The industry Sterritt is referring to is site remediation and site assessment. Of the 129 new schools LAUSD has constructed in recent years, most have been in urban areas. Thus, there have been many projects that have required at least some extent of toxic remediation. “We have put tens, if not hundreds of millions of dollars into this particular business,” said Sterritt.  Almost all of the properties had some environmental site assessment and required remediation from small to large scale on a tremendous amount of properties over the last decade. 

“To give you a factoid in that regard,” said Morelan, “a calculation was done several years ago and it concluded that the Los Angeles Unified school building efforts was responsible for cleanup of over a square mile of land here in LA.” To put that in perspective, a square mile equals over 3 million square yards, or almost 28 million square feet.  

More on the Way

LAUSD’s $19.5 billion new school construction program is winding down, but in November 2008 voters approved an additional school bond, Measure Q, which authorized LAUSD to issue $7 billion in bonds to continue repair and upgrade of aging classrooms.
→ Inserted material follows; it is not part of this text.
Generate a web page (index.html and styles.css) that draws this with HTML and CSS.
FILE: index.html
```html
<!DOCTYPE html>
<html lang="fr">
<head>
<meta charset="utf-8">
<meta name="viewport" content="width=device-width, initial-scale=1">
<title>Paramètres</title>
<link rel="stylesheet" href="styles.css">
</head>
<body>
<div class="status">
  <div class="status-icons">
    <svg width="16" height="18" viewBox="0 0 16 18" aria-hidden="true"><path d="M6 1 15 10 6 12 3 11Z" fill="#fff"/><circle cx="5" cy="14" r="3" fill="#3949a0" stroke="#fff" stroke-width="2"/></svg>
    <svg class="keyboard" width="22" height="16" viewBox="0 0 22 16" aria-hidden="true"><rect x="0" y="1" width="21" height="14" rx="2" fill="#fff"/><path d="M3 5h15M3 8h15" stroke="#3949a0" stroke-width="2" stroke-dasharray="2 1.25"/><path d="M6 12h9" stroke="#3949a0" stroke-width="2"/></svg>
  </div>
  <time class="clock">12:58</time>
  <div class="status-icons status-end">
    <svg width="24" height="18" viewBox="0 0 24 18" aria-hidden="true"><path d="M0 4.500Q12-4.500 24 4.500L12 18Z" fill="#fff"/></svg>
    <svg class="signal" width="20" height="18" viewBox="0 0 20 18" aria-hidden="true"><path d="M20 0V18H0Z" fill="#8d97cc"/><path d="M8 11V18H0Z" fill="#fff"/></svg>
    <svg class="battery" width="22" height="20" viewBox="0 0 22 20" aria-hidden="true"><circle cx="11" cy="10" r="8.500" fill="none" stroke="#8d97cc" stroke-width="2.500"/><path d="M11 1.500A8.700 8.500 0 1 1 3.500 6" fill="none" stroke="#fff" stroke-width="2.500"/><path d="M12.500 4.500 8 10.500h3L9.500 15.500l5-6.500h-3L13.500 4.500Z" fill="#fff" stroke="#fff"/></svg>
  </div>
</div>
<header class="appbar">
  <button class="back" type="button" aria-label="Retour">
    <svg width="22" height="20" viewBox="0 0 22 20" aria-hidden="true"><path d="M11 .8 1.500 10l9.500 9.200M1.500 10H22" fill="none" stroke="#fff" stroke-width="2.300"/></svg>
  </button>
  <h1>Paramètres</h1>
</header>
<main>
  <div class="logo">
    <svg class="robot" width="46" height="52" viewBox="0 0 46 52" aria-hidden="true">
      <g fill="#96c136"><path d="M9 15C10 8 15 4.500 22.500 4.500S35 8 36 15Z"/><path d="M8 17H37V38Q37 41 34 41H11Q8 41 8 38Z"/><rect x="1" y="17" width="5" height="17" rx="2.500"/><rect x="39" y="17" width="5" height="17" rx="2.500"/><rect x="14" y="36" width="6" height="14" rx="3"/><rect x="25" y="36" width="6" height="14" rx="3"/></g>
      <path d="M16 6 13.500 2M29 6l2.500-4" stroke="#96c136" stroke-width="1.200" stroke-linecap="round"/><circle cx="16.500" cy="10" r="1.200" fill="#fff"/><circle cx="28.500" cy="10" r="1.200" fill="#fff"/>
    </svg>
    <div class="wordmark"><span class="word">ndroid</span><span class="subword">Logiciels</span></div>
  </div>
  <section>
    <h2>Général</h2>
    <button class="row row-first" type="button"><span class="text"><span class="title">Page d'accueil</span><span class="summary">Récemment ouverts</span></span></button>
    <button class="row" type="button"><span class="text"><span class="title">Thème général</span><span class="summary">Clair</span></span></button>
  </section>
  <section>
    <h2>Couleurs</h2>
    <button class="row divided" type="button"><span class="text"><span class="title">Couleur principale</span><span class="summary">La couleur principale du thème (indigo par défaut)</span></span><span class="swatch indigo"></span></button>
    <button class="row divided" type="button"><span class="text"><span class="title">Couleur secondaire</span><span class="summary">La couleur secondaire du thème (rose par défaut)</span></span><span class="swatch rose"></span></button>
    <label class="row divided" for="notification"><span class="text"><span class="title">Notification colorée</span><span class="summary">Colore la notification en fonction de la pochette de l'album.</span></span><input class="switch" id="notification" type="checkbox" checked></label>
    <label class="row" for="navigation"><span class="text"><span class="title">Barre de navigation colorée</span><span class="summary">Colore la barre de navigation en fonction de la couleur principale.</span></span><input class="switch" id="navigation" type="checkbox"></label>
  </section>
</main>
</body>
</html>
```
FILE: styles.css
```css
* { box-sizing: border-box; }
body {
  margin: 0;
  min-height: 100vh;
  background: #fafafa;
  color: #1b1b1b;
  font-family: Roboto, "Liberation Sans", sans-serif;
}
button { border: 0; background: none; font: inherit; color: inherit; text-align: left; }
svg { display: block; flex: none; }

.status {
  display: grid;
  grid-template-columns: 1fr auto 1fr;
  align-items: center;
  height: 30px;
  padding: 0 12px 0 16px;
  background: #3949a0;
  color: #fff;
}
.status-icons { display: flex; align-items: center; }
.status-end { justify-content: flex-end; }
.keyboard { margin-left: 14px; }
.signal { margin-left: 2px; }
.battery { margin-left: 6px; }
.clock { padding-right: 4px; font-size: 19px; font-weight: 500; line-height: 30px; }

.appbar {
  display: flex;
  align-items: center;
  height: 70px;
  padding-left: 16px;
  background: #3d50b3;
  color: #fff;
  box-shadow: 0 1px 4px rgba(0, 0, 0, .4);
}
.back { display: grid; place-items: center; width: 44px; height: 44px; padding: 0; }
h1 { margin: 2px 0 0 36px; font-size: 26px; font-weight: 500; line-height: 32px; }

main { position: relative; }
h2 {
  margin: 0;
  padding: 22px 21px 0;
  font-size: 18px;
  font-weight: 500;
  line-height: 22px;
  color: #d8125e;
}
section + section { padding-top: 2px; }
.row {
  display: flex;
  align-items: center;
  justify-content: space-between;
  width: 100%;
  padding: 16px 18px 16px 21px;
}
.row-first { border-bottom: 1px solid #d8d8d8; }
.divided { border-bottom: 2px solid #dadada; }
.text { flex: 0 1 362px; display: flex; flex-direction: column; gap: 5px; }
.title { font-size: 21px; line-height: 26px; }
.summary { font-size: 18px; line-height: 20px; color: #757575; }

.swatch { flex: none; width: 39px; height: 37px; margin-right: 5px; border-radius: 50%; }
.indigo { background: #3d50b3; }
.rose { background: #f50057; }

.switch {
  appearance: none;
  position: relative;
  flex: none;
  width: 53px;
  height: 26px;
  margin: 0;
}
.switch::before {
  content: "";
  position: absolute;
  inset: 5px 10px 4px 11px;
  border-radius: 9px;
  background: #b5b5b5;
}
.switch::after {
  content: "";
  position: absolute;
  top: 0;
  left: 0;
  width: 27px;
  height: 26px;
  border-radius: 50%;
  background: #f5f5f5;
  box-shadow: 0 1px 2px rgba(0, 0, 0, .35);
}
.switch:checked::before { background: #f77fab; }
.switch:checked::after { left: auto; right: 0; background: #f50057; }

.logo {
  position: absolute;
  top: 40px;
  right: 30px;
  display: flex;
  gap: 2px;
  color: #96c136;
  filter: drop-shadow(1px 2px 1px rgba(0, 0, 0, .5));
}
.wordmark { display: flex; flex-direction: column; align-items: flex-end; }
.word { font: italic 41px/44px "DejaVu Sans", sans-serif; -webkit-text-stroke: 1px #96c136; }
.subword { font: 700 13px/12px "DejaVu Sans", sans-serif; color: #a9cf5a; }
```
The District won’t state an exact date that it will issue the new bond for its modernization program, but it will probably begin sometime in the next couple of years. The environmental team doesn’t expect anywhere near the scope of environmental remediation to be needed, since these would be existing school campuses, but there will be some contamination to be cleaned up.

The school that adorns the newly decontaminated soil is itself a high performance school, meeting requirements, as all the new LAUSD schools do, for certification by the Collaborative for High Performance Schools (CHPS).  Solar panels sit atop the parking structures, the school has energy efficient lighting, occupancy controls, energy monitoring systems, good indoor air quality with ventilation systems that ensure the continuous delivery of outside air. There is space provided for recycling, and other green aspects.

“Part of the bond funding is we have a pretty a good sustainability initiatives group in the district,” said Shannon, “and they establish design standards and manage projects. We try to make sure these schools are built with water conservation, utilities in mind, windows, HVAC systems. As we build these schools, we incorporate these things into the design specs in a reasonable and cost effective way to incorporate all the green design aspects we could.”

Would the District’s toxic cleanup team feel good about their own children attending South Gate High?  “Absolutely,” said Morelan. “We’ve spent a long time getting to this point. We’ve done very thorough site investigations, we’ve gone through the whole remedial action planning process and with public input and oversight by DTSC, I think we’ve done a very good job at cleaning up these sites.” 

The guiding force behind what they do, says Sterritt, are the student population and staff. “We’ve done sampling that has been approved by DTSC, we’ve gone in and done additional sampling for gases, so we’ve basically covered the safety of our students and staff.  Obviously, there will be additional testing in the future.”  Because toxins can migrate from groundwater to soil, there will be further monitoring on a regular basis. Surely this school campus lends new meaning to the term “clean and green.”